In 1963, it was discovered that Elijah Muhammad had been having affairs with six different women. This went against a fundamental principle of Islam, and the betrayal shook Malcolm to the core. Malcolm refused to cover the events up, and when he made a controversial comment after John F. Kennedy’s assassination and was silenced for 90 days, many believed that Malcolm’s comments were not the reason for his punishment. Malcolm left the Nation of Islam in 1964, refusing to represent an organization built on lies, and started Muslim Mosque, Inc.

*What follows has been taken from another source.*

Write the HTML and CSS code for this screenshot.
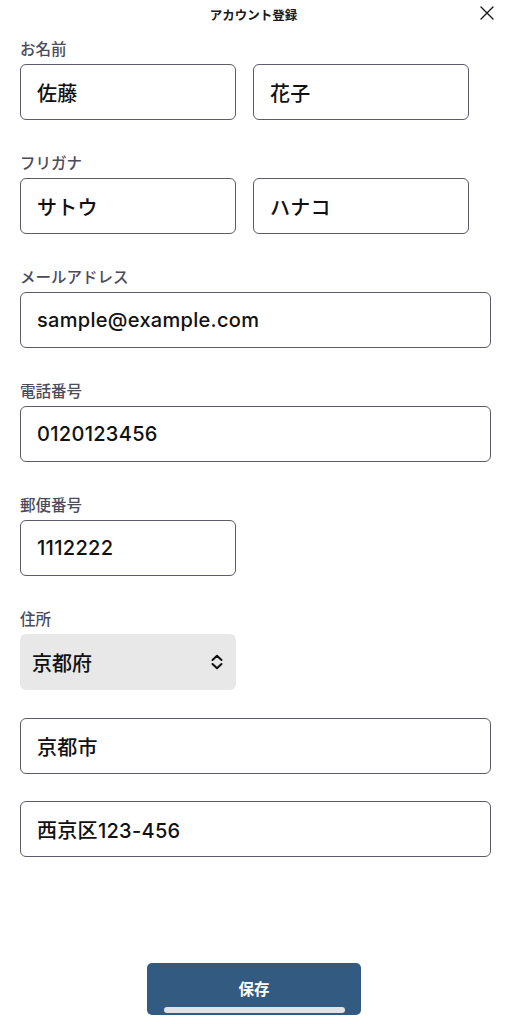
FILE: index.html
```html
<!DOCTYPE html>
<html lang="ja">
<head>
<meta charset="utf-8">
<link rel="stylesheet" href="styles.css">
</head>
<body>
<div class="page">
  <header class="header">
    <h1 class="title">アカウント登録</h1>
    <button class="close" aria-label="閉じる">
      <svg width="14" height="14" viewBox="0 0 14 14"><path d="M1 1L13 13M13 1L1 13" stroke="#1a1a1a" stroke-width="1.4" fill="none" stroke-linecap="round"/></svg>
    </button>
  </header>
  <form class="form">
    <div class="group">
      <div class="label">お名前</div>
      <div class="row">
        <div class="field half">佐藤</div>
        <div class="field half">花子</div>
      </div>
    </div>
    <div class="group">
      <div class="label">フリガナ</div>
      <div class="row">
        <div class="field half">サトウ</div>
        <div class="field half">ハナコ</div>
      </div>
    </div>
    <div class="group">
      <div class="label">メールアドレス</div>
      <div class="field full">sample@example.com</div>
    </div>
    <div class="group">
      <div class="label">電話番号</div>
      <div class="field full">0120123456</div>
    </div>
    <div class="group">
      <div class="label">郵便番号</div>
      <div class="field half">1112222</div>
    </div>
    <div class="group address">
      <div class="label">住所</div>
      <div class="select half">
        <span>京都府</span>
        <svg width="14" height="16" viewBox="0 0 14 16"><path d="M2.5 6L7 1.8L11.5 6M2.5 10L7 14.2L11.5 10" stroke="#111" stroke-width="2" fill="none" stroke-linecap="round" stroke-linejoin="round"/></svg>
      </div>
      <div class="field full">京都市</div>
      <div class="field full">西京区123-456</div>
    </div>
  </form>
  <div class="footer">
    <button class="save" type="button">保存<span class="home"></span></button>
  </div>
</div>
</body>
</html>
```
FILE: styles.css
```css
* { box-sizing: border-box; }
html, body { margin: 0; padding: 0; background: #fff; }
body {
  font-family: "Noto Sans CJK JP", "Noto Sans", sans-serif;
  color: #111;
}
.page {
  width: 507px;
  height: 1024px;
  display: flex;
  flex-direction: column;
  position: relative;
}
.header {
  height: 29px;
  display: flex;
  align-items: center;
  justify-content: center;
  position: relative;
}
.title {
  margin: 0;
  font-size: 12.5px;
  font-weight: 700;
  color: #1a1a1a;
  line-height: 29px;
}
.close {
  position: absolute;
  right: 13px;
  top: 6px;
  width: 14px;
  height: 14px;
  padding: 0;
  border: 0;
  background: none;
  display: flex;
}
.form {
  padding: 8px 16px 0 20px;
  display: flex;
  flex-direction: column;
  gap: 31px;
}
.group {
  display: flex;
  flex-direction: column;
}
.label {
  font-size: 15.5px;
  line-height: 22px;
  color: #4a4b5c;
  font-weight: 500;
  margin-bottom: 5px;
}
.row {
  display: flex;
  gap: 17px;
}
.field {
  height: 56px;
  border: 1.5px solid #5a5b6b;
  border-radius: 6px;
  padding: 0 16px;
  display: flex;
  align-items: center;
  font-family: Inter, "Noto Sans CJK JP", sans-serif;
  font-size: 20px;
  font-weight: 500;
  letter-spacing: 0.3px;
  color: #111;
}
.half { width: 216px; }
.full { width: 471px; }
.address .field { margin-top: 28px; }
.address .field + .field { margin-top: 27px; }
.select {
  height: 56px;
  background: #e8e8e9;
  border-radius: 6px;
  padding: 0 12px 0 12px;
  display: flex;
  align-items: center;
  justify-content: space-between;
  font-size: 20px;
  font-weight: 500;
}
.footer {
  margin-top: auto;
  display: flex;
  justify-content: center;
  padding-bottom: 9px;
  padding-left: 1px;
}
.save {
  position: relative;
  width: 214px;
  height: 52px;
  background: #335b81;
  border: 0;
  border-radius: 5px;
  color: #fff;
  font-family: inherit;
  font-size: 15.5px;
  font-weight: 700;
  padding: 0 0 2px;
}
.home {
  position: absolute;
  left: 17px;
  right: 16px;
  bottom: 2px;
  height: 6px;
  border-radius: 3px;
  background: #e2e2e4;
}
```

In 1964, Malcolm made a pilgrimage to Mecca, Saudi Arabia that changed his life. He met people of all races that shared the same beliefs and treated each other as equals, and he took what he saw back to America. There he began to deliver a message directed towards all races: a message of hope and a better future. Malcolm renounced Elijah Muhammad, and as time passed, the relationship between the two continued to worsen. Several assassinations were attempted by the NOI, and Malcolm’s home was burned, although his family did manage to escape with their lives.
On February 21, 1965, an assassination attempt finally proved to be more than an attempt. Malcolm X was dragged onstage before an appearance at Manhattan’s Audubon Ballroom, and shot fifteen times by three NOI members in front of the waiting audience. Malcolm X was declared dead at 39 years of age at Columbia Presbyterian Hospital. More than 30,000 people attended his funeral, with 1,500 packing into the Faith Temple Church of God in Christ. Malcolm’s friends took the shovels from the hired gravediggers and dug his grave themselves. Malcolm’s wife Betty gave birth to his twin daughters later that year. They never knew their father.
Many say that if he had not been killed, Malcolm X would have lived to be one of the greatest civil rights leaders of all time. They say he would have become more than just a radical, but a voice of truth to lead America into the future. However, Malcolm was not just a radical. Yes, some of views were a little one-sided, and some of his ideas may have been sort of crazy. However, in the last year of his life, during a pilgrimage to a sacred place, Malcolm realized something: people could work together, violence was not the only answer, and there was hope for the future. Malcolm conveyed this message to America during the remainder of his life. A great leader of his time that pushed for change to better the lives of many, Malcolm X may not have always had the right methods, but his goals were always right on target.
"Biography of Malcolm X." Africa Within. Web. 29 Oct. 2009.